Speaker of the House of Commons (United Kingdom)
The Speaker of the House of Commons is the presiding officer of the House of Commons, the United Kingdom's nominally lower, but more influential, chamber of Parliament. John Bercow was elected Speaker on 22 June 2009, following the resignation of Michael Martin, he was since re-elected, three times, following the general elections in 2010, 2015 and 2017. The Speaker presides over the House's debates; the Speaker is responsible for maintaining order during debate, may punish members who break the rules of the House. Unlike presiding officers of legislatures in many other countries, Speakers remain non-partisan and renounce all affiliation with their former political parties when taking office and afterwards; the Speaker does not take part in vote. Aside from duties relating to presiding over the House, the Speaker performs administrative and procedural functions, remains a constituency Member of Parliament; the Speaker has the obligation to reside in Speaker's House at the Palace of Westminster.
The office of Speaker is as old as Parliament itself. The earliest year for which a presiding officer has been identified is 1258, when Peter de Montfort presided over the Parliament held in Oxford. Early presiding officers were known by prolocutor; the continuous history of the office of Speaker is held to date from 1376 when Sir Peter de la Mare spoke for the commons in the "Good Parliament" as they joined leading magnates in purging the chief ministers of the Crown and the most unpopular members of the king's household. Edward III was frail and in seclusion, it was left to a furious John of Gaunt, to fight back. He arrested disgraced other leading critics. In the next, "Bad Parliament", in 1377, a cowed Commons put forward Gaunt's steward, Thomas Hungerford, as their spokesman in retracting their predecessors' misdeeds of the previous year.

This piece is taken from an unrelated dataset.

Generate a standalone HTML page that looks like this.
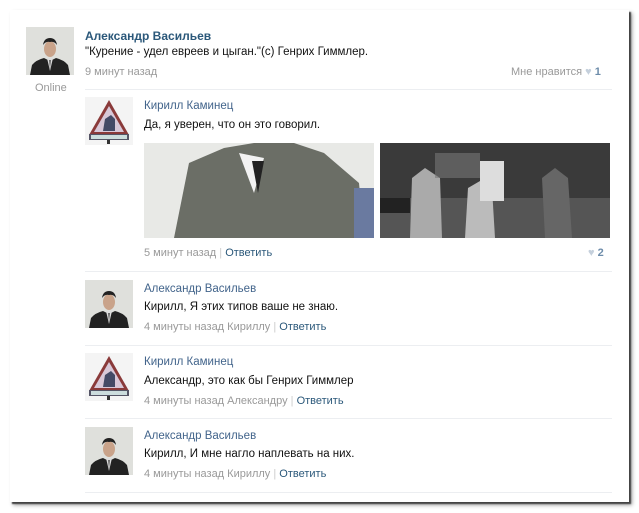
<!DOCTYPE html>
<html><head><meta charset="utf-8"><style>
body{margin:0;width:639px;height:513px;background:#fff;font-family:"Liberation Sans",sans-serif;font-size:11.5px;position:relative;overflow:hidden}
.card{position:absolute;left:10px;top:10px;width:619px;height:492px;background:#fff;box-shadow:2px 2px 1px #444,3px 3px 4px #999;}
.a{position:absolute}
.nm{color:#2b587a;font-weight:bold;font-size:12px}
.rn{color:#42648b;font-size:11.5px}
.tx{color:#111;font-size:11.5px}
.tm{color:#999;font-size:11px}
.lk{color:#2b587a}
.sep{position:absolute;height:1px;background:#eceef1}
.av{position:absolute;width:48px;height:48px}
</style></head><body>
<div class="card"></div>
<svg width="0" height="0" style="position:absolute"><defs>
<symbol id="man" viewBox="0 0 48 48"><rect width="48" height="48" fill="#dfe0dc"/><path d="M4 48 L6 38 Q10 33 18 31 L24 34 L30 31 Q38 33 42 38 L44 48Z" fill="#222"/><path d="M21 31 L24 44 L27 31Z" fill="#ddd"/><path d="M23 33 L24 42 L25 33Z" fill="#666"/><ellipse cx="24" cy="22" rx="6" ry="8" fill="#c9a38a"/><path d="M17 18 Q18 11 24 11 Q30 11 31 18 Q28 14 24 15 Q20 14 17 18Z" fill="#222"/></symbol>
<symbol id="tri" viewBox="0 0 48 48"><rect width="48" height="48" fill="#f4f4f4"/><path d="M24 3 L44 38 L4 38Z" fill="#8a3a3a"/><path d="M24 9 L39 35 L9 35Z" fill="#d8c8d8"/><path d="M18 34 L20 22 L26 18 L30 22 L30 34Z" fill="#444a66"/><rect x="4" y="37" width="40" height="6" fill="#556" /><rect x="6" y="38" width="36" height="4" fill="#cdd"/><rect x="22" y="43" width="3" height="4" fill="#333"/></symbol>
</defs></svg>

<svg class="av" style="left:26px;top:27px"><use href="#man"/></svg>
<div class="a tm" style="left:35px;top:82px;color:#999">Online</div>
<div class="a nm" style="left:85px;top:29px">Александр Васильев</div>
<div class="a tx" style="left:85px;top:46px">"Курение - удел евреев и цыган."(с) Генрих Гиммлер.</div>
<div class="a tm" style="left:85px;top:66px">9 минут назад</div>
<div class="a tm" style="left:511px;top:66px">Мне нравится <span style="color:#c5d0dc">♥</span> <b style="color:#6d8caa">1</b></div>
<div class="sep" style="left:85px;top:89px;width:527px"></div>

<svg class="av" style="left:85px;top:97px"><use href="#tri"/></svg>
<div class="a rn" style="left:144px;top:100px">Кирилл Каминец</div>
<div class="a tx" style="left:144px;top:119px">Да, я уверен, что он это говорил.</div>
<svg class="a" style="left:144px;top:143px" width="230" height="95"><rect width="230" height="95" fill="#e8e9e6"/><path d="M30 95 L45 20 L80 5 L110 0 L150 0 L180 10 L215 40 L220 95Z" fill="#6b6e66"/><path d="M95 10 L110 50 L120 15Z" fill="#f2f2f2"/><path d="M108 18 L114 50 L120 18Z" fill="#222"/><rect x="210" y="45" width="20" height="50" fill="#6a7aa0"/></svg>
<svg class="a" style="left:380px;top:143px" width="230" height="95"><rect width="230" height="95" fill="#3a3a3a"/><rect x="0" y="55" width="230" height="40" fill="#555"/><rect x="0" y="55" width="30" height="15" fill="#222"/><path d="M30 95 L32 35 L45 25 L60 35 L62 95Z" fill="#aaa"/><path d="M85 95 L88 45 L100 38 L112 45 L115 95Z" fill="#bbb"/><rect x="100" y="18" width="24" height="40" fill="#ddd"/><path d="M165 95 L162 35 L175 25 L188 35 L192 95Z" fill="#666"/><rect x="55" y="10" width="45" height="25" fill="#777" opacity=".6"/></svg>
<div class="a tm" style="left:144px;top:247px">5 минут назад <span style="color:#ccc">|</span> <span class="lk">Ответить</span></div>
<div class="a tm" style="left:588px;top:247px"><span style="color:#c5d0dc">♥</span> <b style="color:#6d8caa">2</b></div>
<div class="sep" style="left:85px;top:271px;width:527px"></div>

<svg class="av" style="left:85px;top:280px"><use href="#man"/></svg>
<div class="a rn" style="left:144px;top:283px">Александр Васильев</div>
<div class="a tx" style="left:144px;top:301px">Кирилл, Я этих типов ваше не знаю.</div>
<div class="a tm" style="left:144px;top:321px">4 минуты назад Кириллу <span style="color:#ccc">|</span> <span class="lk">Ответить</span></div>
<div class="sep" style="left:85px;top:345px;width:527px"></div>

<svg class="av" style="left:85px;top:353px"><use href="#tri"/></svg>
<div class="a rn" style="left:144px;top:356px">Кирилл Каминец</div>
<div class="a tx" style="left:144px;top:375px">Александр, это как бы Генрих Гиммлер</div>
<div class="a tm" style="left:144px;top:395px">4 минуты назад Александру <span style="color:#ccc">|</span> <span class="lk">Ответить</span></div>
<div class="sep" style="left:85px;top:418px;width:527px"></div>

<svg class="av" style="left:85px;top:427px"><use href="#man"/></svg>
<div class="a rn" style="left:144px;top:430px">Александр Васильев</div>
<div class="a tx" style="left:144px;top:448px">Кирилл, И мне нагло наплевать на них.</div>
<div class="a tm" style="left:144px;top:468px">4 минуты назад Кириллу <span style="color:#ccc">|</span> <span class="lk">Ответить</span></div>
<div class="sep" style="left:85px;top:492px;width:527px"></div>
</body></html>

Gaunt evidently wanted a "mirror-image" as his form of counter-coup and this notion, born in crisis, of one'speaker', who also became'chairman' and organiser of the Commons' business, was recognised as valuable and took immediate root after 1376–7.
On 6 October 1399, Sir John Cheyne of Beckford was elected speaker. The powerful Archbishop of Canterbury, Thomas Arundel, is said to have voiced his fears of Cheyne's reputation as a critic of the Church. Eight days Cheyne resigned on grounds of ill-health, although he remained in favour with the king and active in public life for a further 14 years. Although the officer was elected by the Commons at the start of each Parliament, with at least one contested election known, in 1420, in practice the Crown was able to get whom it wanted, indicating that the famous'defence of the Commons' privilege' should not be seen in isolation as the principal thread in the office's evolution. Whilst the principle of giving this spokesman personal immunity from recrimination as only being the voice of the whole body was adopted and did enhance the Commons' role, the Crown found it useful to have one person with the authority to select and lead the lower house's business and responses to the Crown's agenda, much more than not in the way the Crown wanted.

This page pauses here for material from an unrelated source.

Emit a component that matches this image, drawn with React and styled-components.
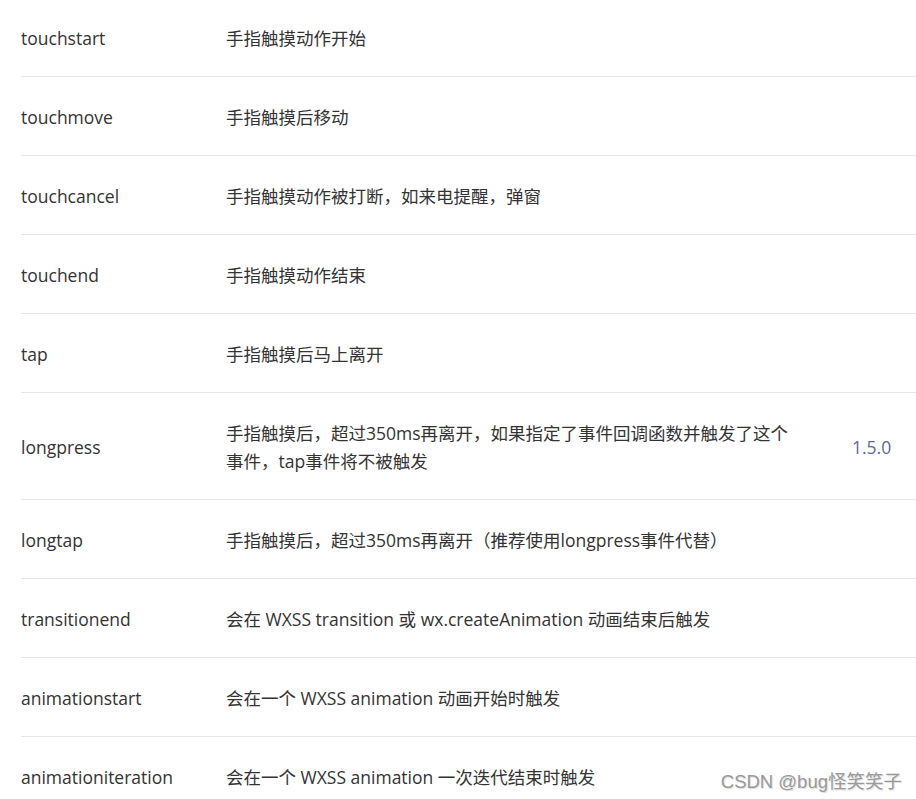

Thus, Whig ideas of the Commons growing in authority as against royal power are somewhat simplistic. Throughout the medieval and early modern period, every speaker was an MP for a county, reflecting the implicit position that such shire representatives were of greater standing in the house than the more numerous burgess MPs. Although evidence is non-existent, it has been surmised that any vote was by count of head, but by the same token the lack of evidence of actual votes suggests that most decisions, at least of a general kind, were reached more through persuasion and the weight by status of the county MPs. In such a situation, the influence of the speaker should not be underestimated. Sir Thomas More was the first speaker to go on to become Lord Chancellor; until the 17th century, members of the House of Commons continued to view their speaker as an agent of the Crown. As Parliament evolved, the Speaker's position grew to involve more duties to the House than to the Crown; this change is sometimes said to be reflected by an incident in 1642, when King Charles I entered the House in order to search for and arrest five members for high treason.

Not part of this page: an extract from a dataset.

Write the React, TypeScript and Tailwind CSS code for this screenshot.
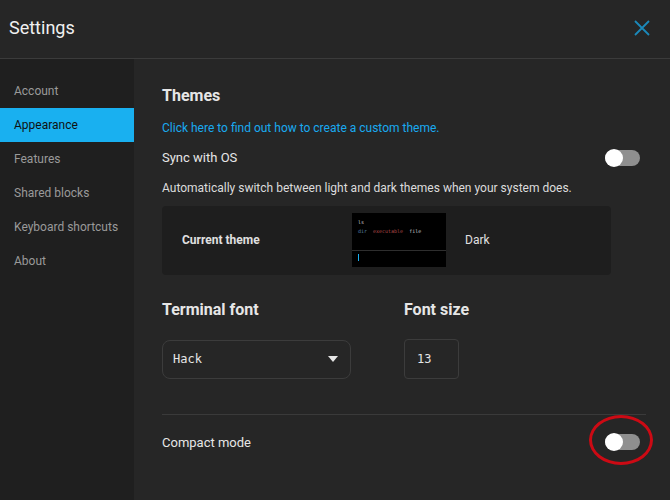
import React, { useState } from 'react';

const navItems = ['Account', 'Appearance', 'Features', 'Shared blocks', 'Keyboard shortcuts', 'About'];

const Toggle: React.FC<{ on?: boolean }> = ({ on = false }) => (
  <div className={`relative w-[35px] h-[16px] rounded-full ${on ? 'bg-[#19b0f0]' : 'bg-[#8f8f8f]'}`}>
    <div className={`absolute top-[-1px] w-[18px] h-[18px] rounded-full bg-white ${on ? 'right-0' : 'left-0'}`} />
  </div>
);

export default function App() {
  const [active] = useState('Appearance');

  return (
    <div className="w-[670px] h-[500px] bg-[#262626] flex flex-col overflow-hidden font-['Roboto',sans-serif] text-[#e6e6e6]">
      {/* Header */}
      <div className="h-[59px] shrink-0 flex items-center justify-between pl-[9px] pr-[20px] border-b border-[#3b3b3b]">
        <h1 className="text-[18px] text-[#f0f0f0] leading-none pb-[2px]">Settings</h1>
        <svg width="16" height="16" viewBox="0 0 16 16" className="mt-[-3px]">
          <path d="M1 1 L15 15 M15 1 L1 15" stroke="#1b89ba" strokeWidth="1.8" fill="none" />
        </svg>
      </div>

      <div className="flex flex-1 min-h-0">
        {/* Sidebar */}
        <div className="w-[134px] shrink-0 bg-[#1f1f1f] pt-[15px]">
          {navItems.map((item) => (
            <div
              key={item}
              className={`h-[34px] flex items-center pl-[14px] text-[12px] ${
                item === active ? 'bg-[#19b0f0] text-[#101010]' : 'text-[#9a9a9a]'
              }`}
            >
              {item}
            </div>
          ))}
        </div>

        {/* Content */}
        <div className="flex-1 pl-[28px] pr-[24px] pt-[27px]">
          <h2 className="text-[16px] font-bold text-[#e6e6e6] leading-[20px]">Themes</h2>
          <div className="mt-[14px] text-[12px] text-[#19aaf0] leading-[16px]">
            Click here to find out how to create a custom theme.
          </div>

          <div className="mt-[12px] flex items-center justify-between pr-[6px]">
            <span className="text-[13px] text-[#e6e6e6]">Sync with OS</span>
            <Toggle />
          </div>

          <div className="mt-[12px] text-[12px] text-[#dcdcdc] leading-[16px]">
            Automatically switch between light and dark themes when your system does.
          </div>

          <div className="mt-[10px] w-[449px] h-[69px] bg-[#1e1e1e] rounded-[4px] flex items-center">
            <span className="pl-[20px] w-[190px] text-[12px] font-bold text-[#e0e0e0]">Current theme</span>
            <div className="w-[94px] h-[54px] bg-black flex flex-col font-['DejaVu_Sans_Mono',monospace] text-[5px]">
              <div className="flex-1 pl-[6px] pt-[5px] leading-[9px]">
                <div className="text-[#cfcfcf]">ls</div>
                <div className="flex gap-[6px]">
                  <span className="text-[#5b86a8]">dir</span>
                  <span className="text-[#b34a4a]">executable</span>
                  <span className="text-[#cfcfcf]">file</span>
                </div>
              </div>
              <div className="h-[17px] border-t border-[#2e2e2e] pl-[6px] pt-[3px]">
                <div className="w-[1px] h-[7px] bg-[#19b0f0]" />
              </div>
            </div>
            <span className="pl-[19px] text-[12px] text-[#e0e0e0]">Dark</span>
          </div>

          <div className="mt-[25px] flex gap-[53px]">
            <div>
              <h3 className="text-[16px] font-bold text-[#e6e6e6] leading-[20px]">Terminal font</h3>
              <div className="mt-[20px] w-[189px] h-[39px] rounded-[8px] border border-[#3c3c3c] flex items-center justify-between pl-[10px] pr-[12px]">
                <span className="font-['DejaVu_Sans_Mono',monospace] text-[12px] text-[#e6e6e6]">Hack</span>
                <svg width="10" height="6" viewBox="0 0 10 6">
                  <path d="M0 0 L10 0 L5 6 Z" fill="#e6e6e6" />
                </svg>
              </div>
            </div>
            <div>
              <h3 className="text-[16px] font-bold text-[#e6e6e6] leading-[20px]">Font size</h3>
              <div className="mt-[19px] w-[55px] h-[40px] rounded-[4px] border border-[#3c3c3c] flex items-center pl-[12px]">
                <span className="font-['DejaVu_Sans_Mono',monospace] text-[12px] text-[#e6e6e6]">13</span>
              </div>
            </div>
          </div>

          <div className="mt-[35px] border-t border-[#3a3a3a]" />

          <div className="mt-[18px] flex items-center justify-between pr-[6px]">
            <span className="text-[13px] text-[#e6e6e6]">Compact mode</span>
            <div className="relative">
              <Toggle />
              <div className="absolute left-[-16px] top-[-19px] w-[64px] h-[50px] rounded-[50%] border-[3px] border-[#cc0a14]" />
            </div>
          </div>
        </div>
      </div>
    </div>
  );
}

When the King asked him if he knew of the location of these members, the Speaker, William Lenthall, famously replied: "May it please your Majesty, I have neither eyes to see nor tongue to speak in this place but as the House is pleased to direct me, whose servant I am here."The development of Cabinet government under King William III in the late 17th century caused further change in the role of the Speaker. Speakers were associated with the ministry, held other government offices. For example, Robert Harley served as Speaker and as a Secretary of State between 1704 and 1705; the speaker between 1728 and 1761, Arthur Onslow, reduced ties with the government, though the office remained to a large degree political. The speakership evolved into its modern form—in which the holder is an impartial and apolitical officer who does not
James Abercromby, 1st Baron Dunfermline
James Abercromby, 1st Baron Dunfermline, was a British barrister and Whig politician. He served as Speaker of the House of Commons between 1835 and 1839. Abercromby was the third son of General Sir Ralph Abercromby, who fell at the Battle of Alexandria, Mary, 1st Baroness Abercromby, daughter of John Menzies of Fernton, Perthshire, he was the younger brother of George Abercromby, 2nd Baron Abercromby and Sir John Abercromby and the elder brother of Alexander Abercromby. He attended the Royal High School and was called to the English Bar, Lincoln's Inn, in 1801, he became a commissioner of bankruptcy and appointed steward of the Duke of Devonshire's estates. Abercromby sat as Whig Member of Parliament for Midhurst between 1807 and 1812 and for Calne between 1812 and 1830, he brought forwards two motions for bills to change the representation for Edinburgh in parliament. He received great support but no change was made until the Reform Act 1832. In 1827 he was sworn of the Privy Council and appointed Judge-Advocate-General by George Canning, a post he held until 1828, the last months under the premiership of Lord Goderich.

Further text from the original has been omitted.